Re: IPA block in Unicode
From: | Carsten Becker <naranoieati@...> |
Date: | Monday, August 8, 2005, 17:30 |
WARNING: This email is in HTML and UTF-8! I hope it comes through correctly.
From: "John Vertical" <johnvertical@HOTMAIL.COM
<mailto:johnvertical@...>>
Sent: Sunday, August 07, 2005 9:14 PM
Subject: IPA block in Unicode
> Doubtlessly many of you have noticed that the "IPA Extensions" block in
> Unicode has several characters which do not appear in the official IPA.
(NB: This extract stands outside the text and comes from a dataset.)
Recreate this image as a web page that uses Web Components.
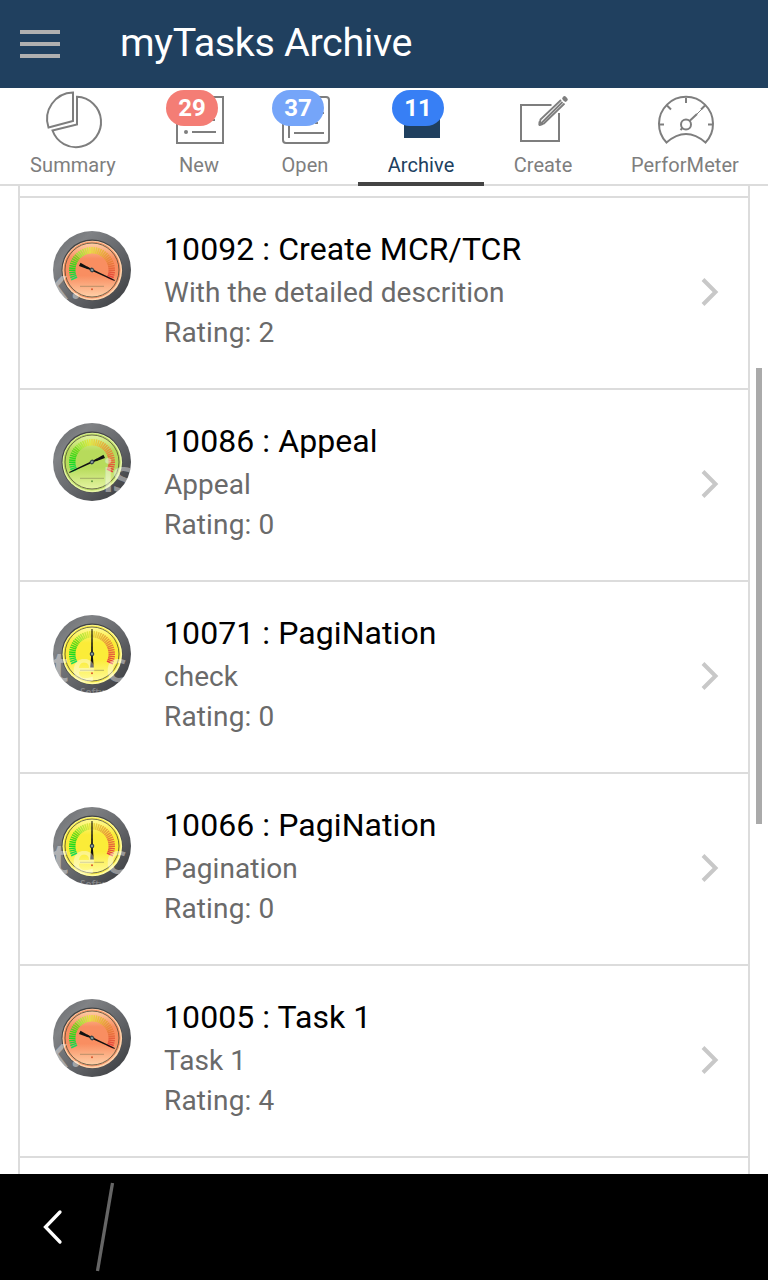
<!DOCTYPE html>
<html lang="en">
<head>
<meta charset="utf-8">
<title>myTasks Archive</title>
<style>
html,body{margin:0;height:100%;background:#fff;overflow:hidden}
body{font-family:Roboto,sans-serif}
</style>
</head>
<body>
<tasks-app></tasks-app>
<script>
const define = (name, html) => customElements.define(name, class extends HTMLElement {
  connectedCallback() {
    if (this.shadowRoot) return;
    const t = document.createElement('template');
    t.innerHTML = typeof html === 'function' ? html(this) : html;
    this.attachShadow({mode: 'open'}).append(t.content.cloneNode(true));
  }
});

define('app-header', `
<style>
:host{display:flex;align-items:center;height:88px;background:#20405f;color:#fff;box-sizing:border-box;padding-left:20px;gap:60px}
svg{display:block}
h1{margin:0;font-weight:400;font-size:39.500px;line-height:86px;height:88px;letter-spacing:-.35px;white-space:nowrap}
</style>
<svg width="40" height="28" fill="#b0b0b0"><path d="M0 0H40V4H0zM0 12H40V16H0zM0 24H40V28H0z"/></svg>
<h1><slot></slot></h1>`);

const icons = {
  summary: `<path d="M30 4.500A26.500 26.500 0 0 0 5.500 39.500L30 33z"/><path d="M34 8.800A25 25.200 0 1 1 9.500 42.500L34 36.500z" />`,
  news: `<path d="M8 9H54V55H8zM22 20H46M22 32H46M23 44H47"/><g fill="currentColor" stroke="none"><circle cx="17" cy="20" r="2"/><circle cx="17" cy="32" r="2"/><circle cx="17" cy="44" r="2"/></g>`,
  open: `<rect x="8" y="9" width="46" height="46" rx="3"/><path d="M14 18V50M19 45H49M40 35H43M46 25H49"/>`,
  archive: `<path d="M14 28H50V50H14z" fill="currentColor" stroke="none"/>`,
  create: `<path d="M39.500 17H9V53H47V25"/><path d="M27.500 37L28.500 31.500L49 12M52.500 15.500L32 35.500L27.500 37L50.500 14" stroke-width="1.800"/><path d="M52.500 10.500L53.500 11.500" stroke-width="4.500" stroke-linecap="round"/><path d="M27 37.500V33.500L31 36.500z" fill="currentColor" stroke-width="1"/>`,
  meter: `<path d="M12.500 54.500A27 27 0 1 1 51.500 54.500Q32 37.500 12.500 54.500z"/><path d="M32 10V15M13 17.500L17 21.500M51 17.500L47 21.500M5 36.500H10M59 36.500H54"/><circle cx="32" cy="36.500" r="5"/><path d="M26.500 42L29 39.500M35.500 33L43 26"/><path d="M41 28L48 21" stroke-width="1"/>`
};

define('tab-item', el => `
<style>
:host{display:flex;flex-direction:column;align-items:center;position:relative;box-sizing:border-box;height:98px;color:#7e7e7e;border-bottom:2px solid #dcdcdc}
:host([active]){color:#20405f;border-bottom:4px solid #444}
svg{display:block;fill:none;stroke:currentColor;stroke-width:2}
span{font-size:20px;line-height:30px;letter-spacing:.07px;white-space:nowrap}
b{position:absolute;top:2px;left:calc(50% - 33px + var(--shift,0px));width:52px;height:36px;border-radius:18px;background:var(--badge);color:#fff;font-size:24px;line-height:36px;text-align:center}
</style>
<svg viewBox="0 0 62 62" width="62" height="62" overflow="visible"><g transform="translate(${el.getAttribute('dx') || 0} 0)">${icons[el.getAttribute('icon')]}</g></svg>
<span><slot></slot></span>
${el.hasAttribute('count') ? `<b>${el.getAttribute('count')}</b>` : ''}`);

define('tab-bar', `
<style>:host{display:grid;grid-template-columns:146px 106px 106px 126px 118px 166px;height:98px;background:#fff}</style>
<slot></slot>`);

const kinds = {
  red:    {face:'#f98e61', pale:'#ffd2aa', needle:115, mark:'<text x="-8 18" y="69" font-size="42">k.</text>'},
  green:  {face:'#b7db5b', pale:'#e6f5a4', needle:245, mark:'<text x="50 60" y="70" font-size="45">is</text>'},
  yellow: {face:'#fbec38', pale:'#fffb9d', needle:0, mark:'<text x="0 20 54" y="68" font-size="42">tec</text><text x="28" y="82" font-size="10" fill-opacity=".3">Softw</text>'}
};
const gaugeSvg = kind => {
  const k = kinds[kind];
  let ticks = '';
  for (let i = 0; i <= 38; i++) {
    const f = i / 38, hue = f < .5 ? 140 - 166 * f : 56 - (f - .5) * 110;
    ticks += `<path d="M40 17V23.500" stroke="hsl(${hue} 78% ${f<.3?48:57}%)" stroke-width="1.500" transform="rotate(${-115 + f*230} 40 40)"/>`;
  }
  return `<svg viewBox="0 0 80 80" width="80" height="80">
  <defs>
   <linearGradient id="rim" x1="0" y1="0" x2="1" y2="1"><stop offset="0" stop-color="#67696c"/><stop offset=".25" stop-color="#808285"/><stop offset=".6" stop-color="#606266"/><stop offset="1" stop-color="#35373a"/></linearGradient>
   <linearGradient id="face" x1="0" y1="0" x2="0" y2="1"><stop offset="0" stop-color="${k.pale}"/><stop offset=".3" stop-color="${k.face}"/><stop offset=".6" stop-color="${k.face}"/><stop offset="1" stop-color="${k.pale}"/></linearGradient>
   <clipPath id="disc"><circle cx="40" cy="40" r="39"/></clipPath>
  </defs>
  <circle cx="40" cy="40" r="39" fill="url(#rim)"/>
  <circle cx="40" cy="40" r="30.500" fill="#414345"/>
  <circle cx="40.300" cy="40.500" r="29.800" fill="${k.pale}"/>
  <circle cx="40" cy="40" r="28" fill="url(#face)" stroke="${k.face}" stroke-width="1"/>
  <circle cx="40" cy="40" r="27" fill="none" stroke="#4c4a35" stroke-width=".8"/>
  ${ticks}
  <path d="M28 56.300H52" stroke="#75704e" stroke-width=".5"/><circle cx="40" cy="59.300" r="1" fill="${kind === 'green' ? '#659b42' : '#dc5830'}"/>
  <g transform="rotate(${k.needle} 40 40)"><path d="M39.500 15H40.500L41 46H39z" fill="#111"/><path d="M39 44H41L41.800 53.500H38.200z" fill="#111"/><circle cx="40" cy="40" r="2.300" fill="#38474c"/><circle cx="40" cy="40" r=".9" fill="#a9bbb9"/></g>
  <g clip-path="url(#disc)" fill="#fff" fill-opacity=".43" font-family="Open Sans, sans-serif" font-weight="600">${k.mark}</g>
  </svg>`;
};
define('rating-gauge', el => `
<style>:host{display:block;width:80px;height:80px}:host([kind="yellow"]) svg{margin-left:-.5px}svg{display:block}</style>${gaugeSvg(el.getAttribute('kind'))}`);

define('task-row', el => `
<style>
:host{display:grid;grid-template-columns:80px 1fr 18px;column-gap:32px;box-sizing:border-box;height:192px;padding:0 29px 0 32px;border-top:2px solid #dcdcdc;background:#fff}
rating-gauge{margin-top:32px}
.text{padding-top:30px;white-space:nowrap}
h2{margin:0 0 3px;font-weight:400;font-size:32px;line-height:42px;color:#000;letter-spacing:.08px}
p{margin:0;font-size:28px;line-height:40px;color:#6a6a6a;letter-spacing:.05px}
p+p{letter-spacing:.15px}
.go{display:block;margin-top:79px}
</style>
<rating-gauge kind="${el.getAttribute('kind')}"></rating-gauge>
<div class="text"><h2><slot name="title"></slot></h2><p><slot name="detail"></slot></p><p><slot name="rating"></slot></p></div>
<svg class="go" width="18" height="30" fill="none" stroke="#c8c8c8" stroke-width="4"><path d="M2 2.500L14.500 15L2 27.500"/></svg>`);

define('task-list', `
<style>
:host{display:flex;height:988px;overflow:hidden;box-sizing:border-box;padding:0 6px 0 18px}
.items{width:728px;border:solid #dcdcdc;border-width:0 2px;padding-top:10px}
.end{border-top:2px solid #dcdcdc}
.bar{margin:182px 0 0 6px;width:6px;height:456px;background:#aaa}
</style>
<div class="items"><slot></slot><div class="end"></div></div><div class="bar"></div>`);

define('system-bar', `
<style>:host{display:block;height:106px;background:#000}svg{display:block}</style>
<svg width="140" height="106" fill="none"><path d="M60 38L45.500 53L60 68" stroke="#fff" stroke-width="3.300" stroke-linecap="round"/><path d="M112.500 9L97.500 97" stroke="#666" stroke-width="3.300"/></svg>`);

const tasks = [
  ['red','10092 : Create MCR/TCR','With the detailed descrition','Rating: 2'],
  ['green','10086 : Appeal','Appeal','Rating: 0'],
  ['yellow','10071 : PagiNation','check','Rating: 0'],
  ['yellow','10066 : PagiNation','Pagination','Rating: 0'],
  ['red','10005 : Task 1','Task 1','Rating: 4']
];
define('tasks-app', () => `
<style>
:host{display:flex;flex-direction:column;width:768px;height:1280px;overflow:hidden;font-family:Roboto,sans-serif}
</style>
<app-header>myTasks Archive</app-header>
<tab-bar>
 <tab-item icon="summary" dx="1">Summary</tab-item>
 <tab-item icon="news" dx="1" count="29" style="--badge:#f47d75">New</tab-item>
 <tab-item icon="open" dx="1" count="37" style="--badge:#75a5f9">Open</tab-item>
 <tab-item icon="archive" count="11" active style="--badge:#377ff5;--shift:4px">Archive</tab-item>
 <tab-item icon="create">Create</tab-item>
 <tab-item icon="meter">PerforMeter</tab-item>
</tab-bar>
<task-list>${tasks.map(t => `<task-row kind="${t[0]}"><span slot="title">${t[1]}</span><span slot="detail">${t[2]}</span><span slot="rating">${t[3]}</span></task-row>`).join('')}</task-list>
<system-bar></system-bar>`);
</script>
</body>
</html>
> These symbols are apparently (mostly) from older versions. So, this
begs the
> question: what did they stand for? Here's what I've deduced so far; can
> anyone confirm?
There are more of them in Doulos SIL which you can obtain at the SIL's page:
ʆ ʠ
This font has seemingly all the IPA letters as superscripts as well.
Maybe they're part of the American Phonetic Alphabet or how it's called?
Note that the letters above and the superscripts are in the user-defined
area.
The "Sans" font that comes with Fedora and certainly as well with Red
Hat Linux has even more obscure glyphs in. Since I haven't got Linux
available at the moment, I can't tell you which ones. There are more
such glyphs listed in the manual of TIPA for LaTeX.
Carsten
--
Edatamanon le matahanarà benenoea eibenem ena Bahis Tenena,
15-A8-58-6-5-17-B ena Curan Tertanyan.